▶ **Stated goal**
Report how many lines of these entries hold the string "page"; reply with the number alone.

▶ **Task material**
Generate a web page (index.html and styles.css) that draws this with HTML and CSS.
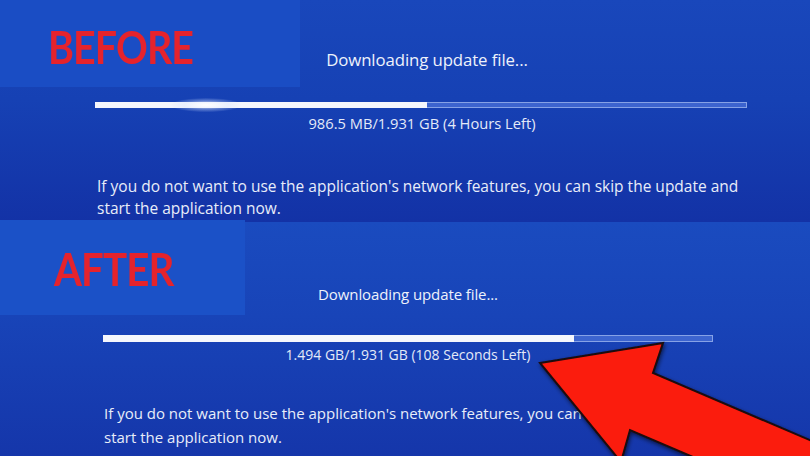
FILE: index.html
```html
<!DOCTYPE html>
<html lang="en">
<head>
  <meta charset="UTF-8" />
  <meta name="viewport" content="width=device-width, initial-scale=1.0" />
  <title>update before / after</title>
  <link rel="stylesheet" href="styles.css">
</head>
<body>
  <div class="frame">

    <!-- before -->
    <section class="panel panel-before">
      <div class="tag tag-before"><span>BEFORE</span></div>
      <div class="download">
        <div class="status">Downloading update file...</div>
        <div class="track">
          <div class="fill" style="width: 51%"></div>
          <div class="flare"></div>
        </div>
        <div class="amount">986.5 MB/1.931 GB (4 Hours Left)</div>
      </div>
      <p class="note">If you do not want to use the application's network features, you can skip the update and<br>start the application now.</p>
    </section>

    <!-- after -->
    <section class="panel panel-after">
      <div class="tag tag-after"><span>AFTER</span></div>
      <div class="download">
        <div class="status">Downloading update file...</div>
        <div class="track">
          <div class="fill" style="width: 77.4%"></div>
        </div>
        <div class="amount">1.494 GB/1.931 GB (108 Seconds Left)</div>
      </div>
      <p class="note">If you do not want to use the application's network features, you can skip the update and<br>start the application now.</p>
    </section>

    <svg class="arrow" viewBox="0 0 810 456" width="810" height="456">
      <defs>
        <filter id="shade" x="-10%" y="-10%" width="130%" height="130%">
          <feDropShadow dx="1" dy="2" stdDeviation="2" flood-color="#000" flood-opacity="0.6"/>
        </filter>
      </defs>
      <polygon points="540,363 663,343 653,373 840,453 840,520 630,430 621,462"
               fill="#fb1a08" stroke="#1a0a10" stroke-width="2" stroke-linejoin="miter" filter="url(#shade)"/>
    </svg>
  </div>
</body>
</html>
```

FILE: styles.css
```css
body {
  margin: 0;
  padding: 0;
  background: #1438aa;
  font-family: 'Open Sans', 'Noto Sans', sans-serif;
  color: #eef2fb;
  overflow: hidden;
}

.frame {
  position: relative;
  width: 810px;
  height: 456px;
  overflow: hidden;
}

.panel {
  position: relative;
  box-sizing: border-box;
}

.panel-before {
  height: 222px;
  padding-top: 48px;
  background: linear-gradient(180deg, #1947bb 0%, #1641b4 45%, #1332a6 100%);
}

.panel-after {
  height: 234px;
  padding-top: 61px;
  background: linear-gradient(180deg, #1a4bbf 0%, #1844b8 40%, #1536aa 100%);
}

/* red stickers pasted over the screen */
.tag {
  position: absolute;
  left: 0;
  box-sizing: border-box;
  font-family: Lato, 'Liberation Sans', sans-serif;
  font-weight: 700;
  color: #e5232c;
  background: #1a4dc4;
}

.tag span {
  display: inline-block;
  letter-spacing: -1px;
  transform: scaleX(0.875);
  transform-origin: left center;
}

.tag-before {
  top: 0;
  width: 300px;
  height: 87px;
  padding: 20px 0 0 48px;
  font-size: 45px;
}

.tag-after {
  top: -2px;
  width: 245px;
  height: 95px;
  padding: 21px 0 0 54px;
  font-size: 46px;
  background: #1b51c7;
}

.download {
  display: flex;
  flex-direction: column;
  align-items: center;
}

.panel-before .download {
  margin-left: 95px;
  width: 652px;
}

.panel-after .download {
  margin-left: 103px;
  width: 610px;
}

.status {
  font-size: 15px;
  line-height: 22px;
  letter-spacing: -0.1px;
}

.panel-before .status {
  margin-left: 12px;
  font-size: 16.8px;
  line-height: 24px;
}

.track {
  position: relative;
  align-self: stretch;
  height: 6px;
  box-sizing: border-box;
  border: 1px solid #86a2e6;
  background: #3c64cf;
}

.panel-before .track {
  margin-top: 30px;
}

.panel-after .track {
  margin-top: 30px;
  height: 7px;
}

.fill {
  position: absolute;
  top: -1px;
  bottom: -1px;
  left: -1px;
  background: #f5f7fc;
}

.flare {
  position: absolute;
  top: -5px;
  left: 75px;
  width: 70px;
  height: 14px;
  border-radius: 50%;
  background: radial-gradient(ellipse at center, rgba(255, 255, 255, 0.9) 0%, rgba(210, 225, 255, 0.35) 45%, rgba(180, 200, 255, 0) 75%);
}

.amount {
  font-size: 14px;
  line-height: 20px;
  margin-top: 5px;
  color: #e4eaf8;
}

.panel-before .amount {
  font-size: 14.7px;
  margin-left: 2px;
}

.panel-after .amount {
  margin-top: 3px;
}

.note {
  margin: 0;
  font-size: 15.5px;
  line-height: 22px;
  color: #e8edf9;
}

.panel-before .note {
  margin: 42px 0 0 97px;
}

.panel-after .note {
  margin: 36px 0 0 104px;
  font-size: 15px;
  line-height: 24px;
}

.arrow {
  position: absolute;
  top: 0;
  left: 0;
  pointer-events: none;
}
```
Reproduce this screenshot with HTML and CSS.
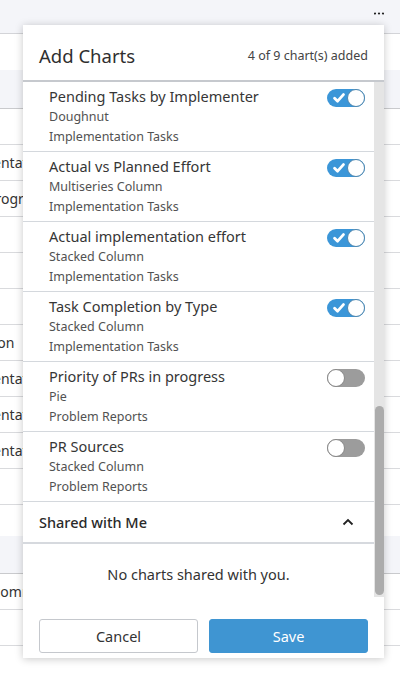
FILE: index.html
```html
<!DOCTYPE html>
<html lang="en">
<head>
<meta charset="utf-8">
<title>Add Charts</title>
<link rel="stylesheet" href="styles.css">
</head>
<body>
<div class="page">
  <div class="topbar">
    <svg class="more" viewBox="0 0 10 3" aria-label="More"><circle cx="1" cy="1.5" r="1.1"/><circle cx="5" cy="1.5" r="1.1"/><circle cx="9" cy="1.5" r="1.1"/></svg>
  </div>
  <div class="bg-gap"></div>
  <div class="bg-band"></div>
  <div class="bg-row"></div>
  <div class="bg-row"><span class="cell cell-a">Implementation</span></div>
  <div class="bg-row"><span class="cell cell-b">In Progress</span></div>
  <div class="bg-row"></div>
  <div class="bg-row"></div>
  <div class="bg-row"></div>
  <div class="bg-row"><span class="cell cell-d">Completion</span></div>
  <div class="bg-row"><span class="cell cell-a">Implementation</span></div>
  <div class="bg-row"><span class="cell cell-a">Implementation</span></div>
  <div class="bg-row"><span class="cell cell-a">Implementation</span></div>
  <div class="bg-row"></div>
  <div class="bg-gap2"></div>
  <div class="bg-band2"></div>
  <div class="bg-row"><span class="cell cell-c">Recommendation</span></div>
  <div class="bg-row"></div>
  <div class="bg-row"></div>
</div>

<div class="dialog">
  <div class="dialog-head">
    <h1 class="dialog-title">Add Charts</h1>
    <span class="dialog-count">4 of 9 chart(s) added</span>
  </div>
  <div class="dialog-body">
    <div class="list">
      <div class="list-inner">
        <div class="item">
          <div class="item-top"><span class="item-title">Pending Tasks by Implementer</span><span class="toggle on"><svg class="check" viewBox="0 0 12 10"><path d="M1.6 5.2 L4.6 8.2 L10.4 1.6"/></svg><span class="knob"></span></span></div>
          <div class="item-sub">Doughnut</div>
          <div class="item-sub">Implementation Tasks</div>
        </div>
        <div class="item">
          <div class="item-top"><span class="item-title">Actual vs Planned Effort</span><span class="toggle on"><svg class="check" viewBox="0 0 12 10"><path d="M1.6 5.2 L4.6 8.2 L10.4 1.6"/></svg><span class="knob"></span></span></div>
          <div class="item-sub">Multiseries Column</div>
          <div class="item-sub">Implementation Tasks</div>
        </div>
        <div class="item">
          <div class="item-top"><span class="item-title">Actual implementation effort</span><span class="toggle on"><svg class="check" viewBox="0 0 12 10"><path d="M1.6 5.2 L4.6 8.2 L10.4 1.6"/></svg><span class="knob"></span></span></div>
          <div class="item-sub">Stacked Column</div>
          <div class="item-sub">Implementation Tasks</div>
        </div>
        <div class="item">
          <div class="item-top"><span class="item-title">Task Completion by Type</span><span class="toggle on"><svg class="check" viewBox="0 0 12 10"><path d="M1.6 5.2 L4.6 8.2 L10.4 1.6"/></svg><span class="knob"></span></span></div>
          <div class="item-sub">Stacked Column</div>
          <div class="item-sub">Implementation Tasks</div>
        </div>
        <div class="item">
          <div class="item-top"><span class="item-title">Priority of PRs in progress</span><span class="toggle off"><span class="knob"></span></span></div>
          <div class="item-sub">Pie</div>
          <div class="item-sub">Problem Reports</div>
        </div>
        <div class="item">
          <div class="item-top"><span class="item-title">PR Sources</span><span class="toggle off"><span class="knob"></span></span></div>
          <div class="item-sub">Stacked Column</div>
          <div class="item-sub">Problem Reports</div>
        </div>

        <div class="section">
          <span class="section-title">Shared with Me</span>
          <svg class="chev" viewBox="0 0 12 8"><path d="M1.5 6.5 L6 2 L10.5 6.5"/></svg>
        </div>
        <div class="empty">No charts shared with you.</div>
      </div>
    </div>
    <div class="rail"><div class="thumb"></div></div>
  </div>
  <div class="dialog-foot">
    <button class="btn btn-cancel">Cancel</button>
    <button class="btn btn-save">Save</button>
  </div>
</div>
</body>
</html>
```

FILE: styles.css
```css
html, body {
  margin: 0;
  padding: 0;
}
body {
  width: 400px;
  height: 677px;
  overflow: hidden;
  position: relative;
  background: #ffffff;
  font-family: "Noto Sans", "Open Sans", sans-serif;
  color: #333333;
}

/* background page */
.page {
  display: flex;
  flex-direction: column;
}
.topbar {
  height: 34px;
  box-sizing: border-box;
  background: #f4f5f9;
  border-bottom: 1px solid #d3d4d8;
  display: flex;
  justify-content: flex-end;
  align-items: flex-start;
  padding: 12px 16px 0 0;
}
.more {
  width: 10px;
  height: 3px;
  fill: #222222;
}
.bg-gap {
  height: 36px;
}
.bg-band {
  height: 38px;
  background: #f4f5f9;
  border-bottom: 1px solid #c9cacd;
}
.bg-row {
  height: 35px;
  border-bottom: 1px solid #d9dadd;
  display: flex;
  align-items: center;
  overflow: hidden;
  white-space: nowrap;
  font-size: 14px;
  color: #333333;
}
.bg-gap2 {
  height: 31px;
}
.bg-band2 {
  height: 37px;
  background: #f4f5f9;
  border-bottom: 1px solid #c9cacd;
}
.cell-a { margin-left: -58px; }
.cell-b { margin-left: -30px; }
.cell-c { margin-left: -23px; }
.cell-d { margin-left: -62px; }

/* dialog */
.dialog {
  position: absolute;
  left: 23px;
  top: 25px;
  width: 361px;
  height: 633px;
  background: #ffffff;
  box-shadow: 0 1px 8px rgba(0, 0, 0, 0.22);
  display: flex;
  flex-direction: column;
}
.dialog-head {
  height: 57px;
  box-sizing: border-box;
  padding: 5px 16px 0 16px;
  display: flex;
  align-items: center;
  justify-content: space-between;
  border-bottom: 2px solid #c6c9ce;
  flex-shrink: 0;
}
.dialog-title {
  margin: 0;
  font-size: 18.5px;
  font-weight: 400;
  color: #2f2f2f;
}
.dialog-count {
  font-size: 12.5px;
  color: #444444;
}
.dialog-body {
  height: 515px;
  display: flex;
  flex-shrink: 0;
}
.list {
  flex: 1;
  overflow: hidden;
  display: flex;
  flex-direction: column;
  justify-content: flex-end;
}
.list-inner {
  flex-shrink: 0;
}
.rail {
  width: 10px;
  background: #e5e5e5;
  display: flex;
  flex-direction: column;
}
.thumb {
  margin-top: 324px;
  height: 189px;
  width: 9px;
  margin-left: 1px;
  background: #acacac;
  border-radius: 5px;
}

.item {
  height: 70px;
  box-sizing: border-box;
  padding: 3px 9px 0 26px;
  border-bottom: 1px solid #d4d8dd;
}
.item-top {
  height: 22px;
  display: flex;
  align-items: center;
  justify-content: space-between;
}
.item-title {
  font-size: 14.5px;
  line-height: 22px;
  color: #363636;
}
.item-sub {
  font-size: 12.5px;
  line-height: 19.5px;
  color: #525252;
}

.toggle {
  width: 38px;
  height: 18px;
  margin-top: 4px;
  border-radius: 9px;
  box-sizing: border-box;
  display: flex;
  align-items: center;
  flex-shrink: 0;
}
.toggle.on {
  background: #3b96d8;
  justify-content: space-between;
  padding-left: 6px;
}
.toggle.off {
  background: #9c9c9c;
  justify-content: flex-start;
}
.knob {
  width: 18px;
  height: 18px;
  border-radius: 50%;
  background: #ffffff;
  box-sizing: border-box;
  border: 1px solid #4f86ad;
}
.toggle.off .knob {
  border-color: #878787;
}
.check {
  width: 12px;
  height: 10px;
  fill: none;
  stroke: #ffffff;
  stroke-width: 2.8;
  stroke-linecap: round;
  stroke-linejoin: round;
}

.section {
  height: 42px;
  box-sizing: border-box;
  padding: 0 20px 0 16px;
  display: flex;
  align-items: center;
  justify-content: space-between;
  border-bottom: 2px solid #d6d9de;
}
.section-title {
  font-size: 14.5px;
  font-weight: 500;
  color: #2a2a2a;
}
.chev {
  width: 12px;
  height: 8px;
  fill: none;
  stroke: #222222;
  stroke-width: 1.8;
}
.empty {
  padding: 20px 0 13px 0;
  text-align: center;
  font-size: 14.5px;
  line-height: 20px;
  color: #333333;
}

.dialog-foot {
  flex: 1;
  box-sizing: border-box;
  padding: 22px 16px 5px 16px;
  display: flex;
  gap: 11px;
}
.btn {
  flex: 1;
  height: 34px;
  border-radius: 3px;
  font-family: "Noto Sans", "Open Sans", sans-serif;
  font-size: 14.5px;
  cursor: pointer;
}
.btn-cancel {
  background: #ffffff;
  border: 1px solid #c5c8cd;
  color: #333333;
}
.btn-save {
  background: #3f95d2;
  border: 1px solid #3f95d2;
  color: #ffffff;
}
```
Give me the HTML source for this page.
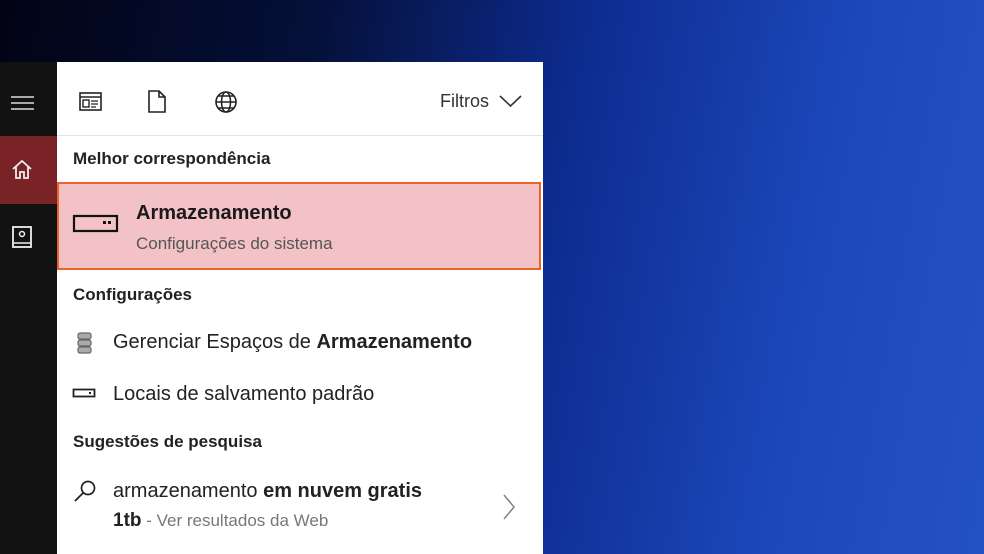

▶ **Written solution**
5